By TRH Global Affairs Desk

NEW DELHI, September 13, 2025 — Moscow is celebrating its 878th anniversary, a reminder that few capitals in the world have been as often destroyed, rebuilt, and weaponized as symbols of national destiny. First mentioned in 1147, when Prince Yuri Dolgoruky hosted a banquet on the Moskva River, the city was little more than a fortified settlement. Today it is not only Russia’s seat of power but also the nerve center of a conflict that has reshaped global geopolitics.

The city’s story is one of resilience. It endured Mongol invasions in the 13th century, Napoleon’s fires in 1812, and Hitler’s armies at its gates in 1941. Each time Moscow was left scarred, it rose again—its survival stitched into the Russian psyche. That resilience has become Vladimir Putin’s favourite political metaphor.

For Putin, Moscow is not simply a capital but a stage. Red Square hosts annual military parades projecting strength to the world. The Kremlin’s medieval walls serve as a backdrop for defiance against Western pressure. Even the city’s contradictions—Lenin’s tomb beside luxury boutiques, onion domes rising behind Stalinist towers—are turned into proof that Russia thrives by absorbing history, not erasing it.

Today, however, Moscow faces its sternest test since the Cold War. Western sanctions following the Ukraine war have targeted its financial arteries, forcing Russia to redirect oil and gas flows eastward. The EU’s planned 2028 exit from Russian energy is meant to strangle the Kremlin’s war chest. Yet Moscow, once reduced to ashes by foreign armies, now deploys energy as a geopolitical weapon. Discounted barrels flow to India, pipelines pivot toward China, and the Kremlin presents this realignment as another chapter of endurance.

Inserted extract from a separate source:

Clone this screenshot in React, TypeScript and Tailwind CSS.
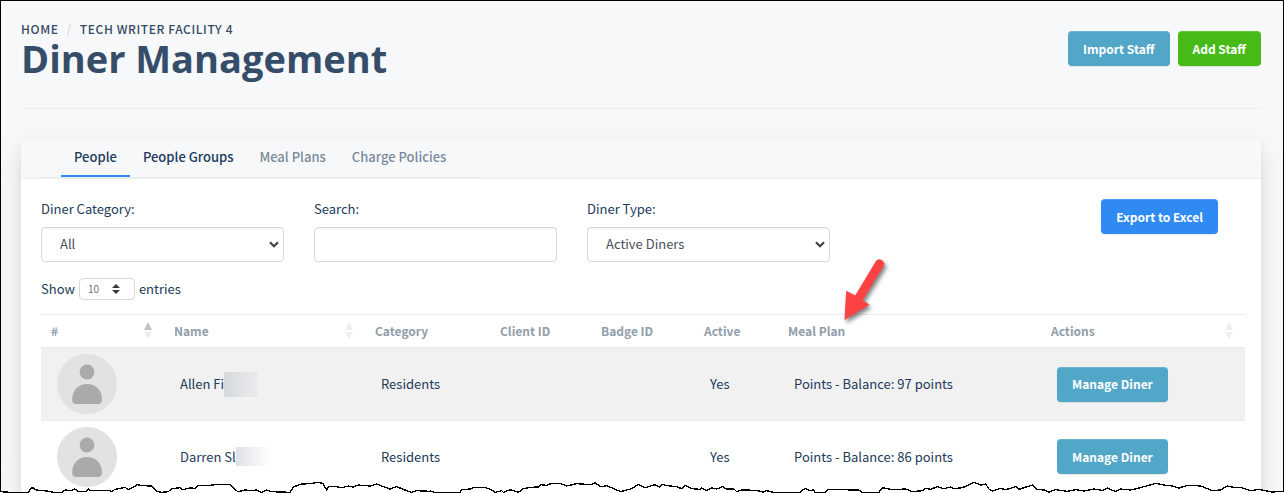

In this narrative, Moscow becomes both fortress and fulcrum: a fortress against NATO encirclement, and a fulcrum of global energy politics. Its resilience, Putin argues, is Russia’s guarantee of sovereignty in an age when economic and information warfare matter as much as armies.

But anniversaries cut both ways. For many critics, the spectacle of Moscow’s birthday rings hollow while Russian soldiers fight in Ukraine, while ordinary Russians feel the weight of inflation, and while the city’s glittering skyline masks deep economic divides.

Still, the symbolism endures. On its 878th birthday, Moscow stands as it always has: scarred, defiant, and central to Russia’s identity. In Putin’s telling, just as Moscow survived Mongols, Napoleon, and Hitler, it will also survive Western sanctions and the Ukraine war.

Because Moscow does not just remember history—it bends it to serve the present.